- In which a group of SF and Fantasy professionals squee about things SF-nal, in a never ending panel discussion of vague positivity.

Presentation
- Hosted by: Lynne M. Thomas; Seanan McGuire; Paul Cornell; Elizabeth Bear; Catherynne M. Valente;
- Genre: Science Fiction
- Updates: Monthly

Publication
- Original release: June 2011 – 2015

= SF Squeecast =

Science fiction podcast

SF Squeecast is a double Hugo-Award-winning science fiction podcast from the United States. The podcast features a group of regular contributors, Lynne M. Thomas, Seanan McGuire, Paul Cornell, Elizabeth Bear, and Catherynne M. Valente, most of whom appear on every episode, usually along with a guest contributor.

The show's strapline is "In which a group of SF and Fantasy professionals squee about things SF-nal, in a never ending panel discussion of vague positivity."
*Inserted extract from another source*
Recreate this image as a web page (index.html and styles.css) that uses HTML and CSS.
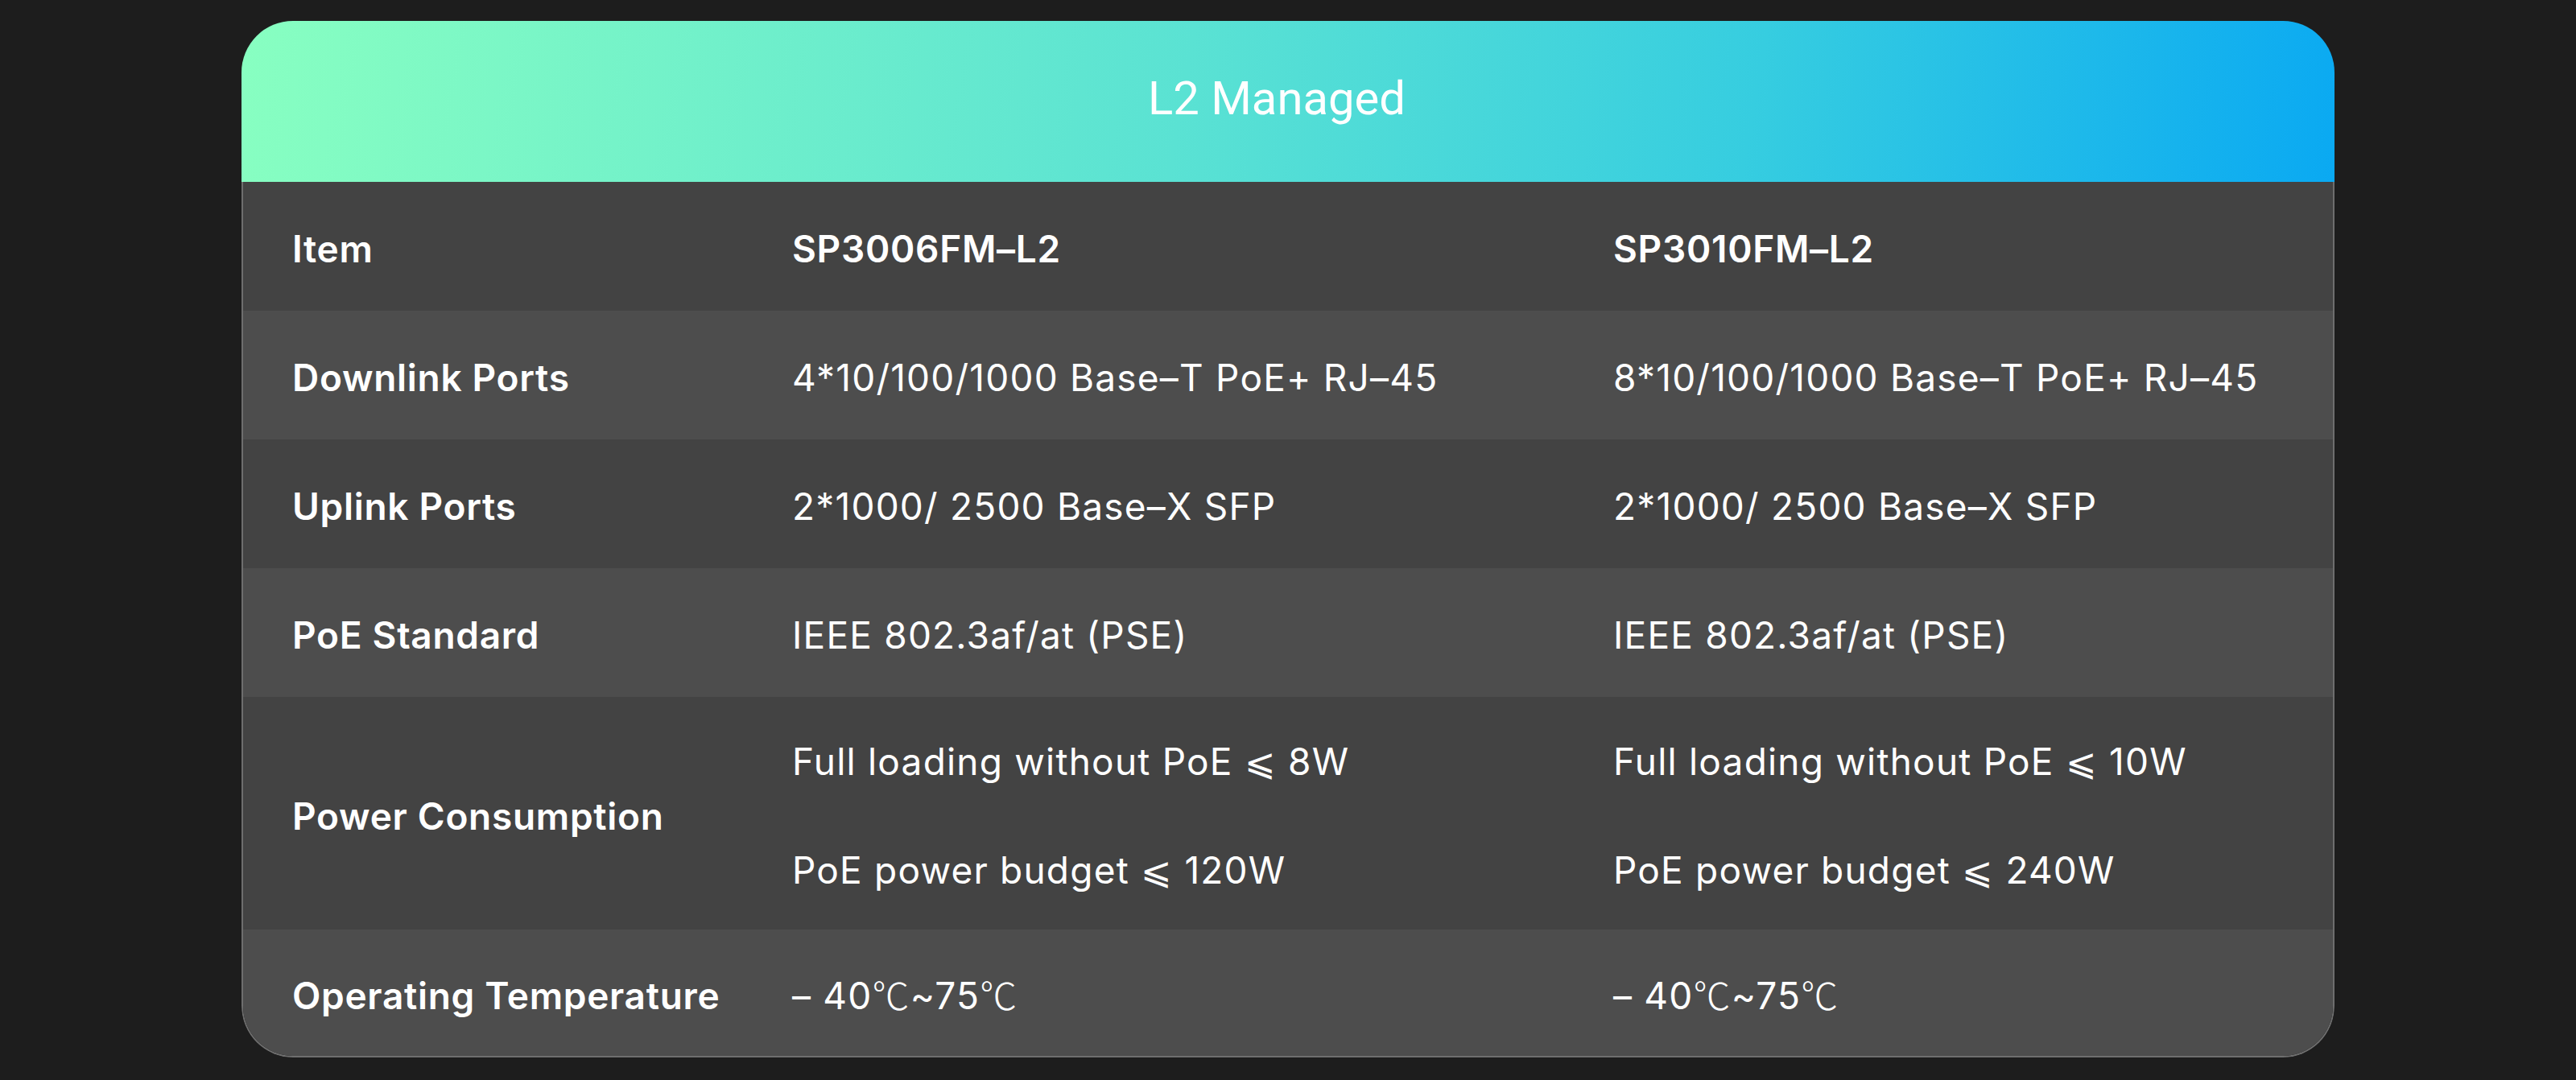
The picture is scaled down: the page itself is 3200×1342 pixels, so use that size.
FILE: index.html
```html
<!DOCTYPE html>
<html lang="en">
<head>
<meta charset="utf-8">
<title>L2 Managed</title>
<link rel="stylesheet" href="styles.css">
</head>
<body>
<div class="card">
  <div class="card-head">L2 Managed</div>
  <div class="card-body">
    <div class="row dark">
      <div class="cell label">Item</div>
      <div class="cell label">SP3006FM–L2</div>
      <div class="cell label">SP3010FM–L2</div>
    </div>
    <div class="row light">
      <div class="cell label">Downlink Ports</div>
      <div class="cell">4*10/100/1000 Base–T PoE+ RJ–45</div>
      <div class="cell">8*10/100/1000 Base–T PoE+ RJ–45</div>
    </div>
    <div class="row dark">
      <div class="cell label">Uplink Ports</div>
      <div class="cell">2*1000/ 2500 Base–X SFP</div>
      <div class="cell">2*1000/ 2500 Base–X SFP</div>
    </div>
    <div class="row light">
      <div class="cell label">PoE Standard</div>
      <div class="cell">IEEE 802.3af/at (PSE)</div>
      <div class="cell">IEEE 802.3af/at (PSE)</div>
    </div>
    <div class="row dark tall">
      <div class="cell label">Power Consumption</div>
      <div class="cell multi">
        <div class="line">Full loading without PoE <span class="sym">⩽</span> 8W</div>
        <div class="line">PoE power budget <span class="sym">⩽</span> 120W</div>
      </div>
      <div class="cell multi">
        <div class="line">Full loading without PoE <span class="sym">⩽</span> 10W</div>
        <div class="line">PoE power budget <span class="sym">⩽</span> 240W</div>
      </div>
    </div>
    <div class="row light last">
      <div class="cell label">Operating Temperature</div>
      <div class="cell">– 40<span class="deg">℃</span>~75<span class="deg">℃</span></div>
      <div class="cell">– 40<span class="deg">℃</span>~75<span class="deg">℃</span></div>
    </div>
  </div>
</div>
</body>
</html>
```
FILE: styles.css
```css
html, body {
  margin: 0;
  padding: 0;
  background: #1d1d1d;
}

body {
  font-family: Inter, "Liberation Sans", "Noto Sans CJK SC", sans-serif;
  color: #ffffff;
}

.card {
  width: 2600px;
  margin: 26px 0 0 300px;
  border-radius: 64px;
  overflow: hidden;
}

.card-head {
  height: 200px;
  box-sizing: border-box;
  padding-bottom: 8px;
  padding-right: 28px;
  line-height: 192px;
  text-align: center;
  font-family: Roboto, "Liberation Sans", sans-serif;
  font-size: 58px;
  font-weight: 400;
  color: #ffffff;
  background: linear-gradient(100deg, #88ffc1 0%, #5ae2d3 45%, #36cde0 72%, #0aa9f2 100%);
}

.card-body {
  border: 2px solid #6e6e6e;
  border-top: none;
  border-radius: 0 0 64px 64px;
  overflow: hidden;
}

.row {
  display: grid;
  grid-template-columns: 621px 1020px 1fr;
  align-items: center;
  min-height: 160px;
  box-sizing: border-box;
  padding-top: 8px;
  font-size: 46px;
  font-weight: 400;
}

.row.dark { background: #434343; }
.row.light { background: #4d4d4d; }

.row.tall {
  min-height: 289px;
  padding-top: 0;
}

.row.last { min-height: 157px; }

.cell {
  padding-left: 61px;
  white-space: nowrap;
  line-height: 1.2;
  letter-spacing: 1.2px;
}

.row.tall .label { padding-top: 8px; }

.label {
  font-weight: 600;
  letter-spacing: 0.7px;
}

.multi {
  padding-top: 13px;
  padding-bottom: 6px;
}

.multi .line {
  line-height: 135px;
}

.sym {
  font-family: "DejaVu Sans", "Noto Sans CJK SC", sans-serif;
  font-size: 46px;
  font-weight: 300;
  line-height: 0;
}

.deg {
  font-family: "Noto Sans CJK SC", "DejaVu Sans", sans-serif;
  font-weight: 300;
  line-height: 0;
}
```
The format of the show involves each contributor bringing something to the table and explaining its appeal before inviting wider discussions from the test of the panel. Novels and TV shows are routinely discussed, but objects for discussion have included music, video games and even the Hugo Awards themselves. Having discussed each panelists' contributions the regular contributors then ask their guest a set of standard Silly Questions.

==Hugo Awards==
SF Squeecast was nominated for, and won the inaugural and second Hugo Awards for Best Fancast in 2012 and 2013. Having won twice in a row they recused themselves from future awards.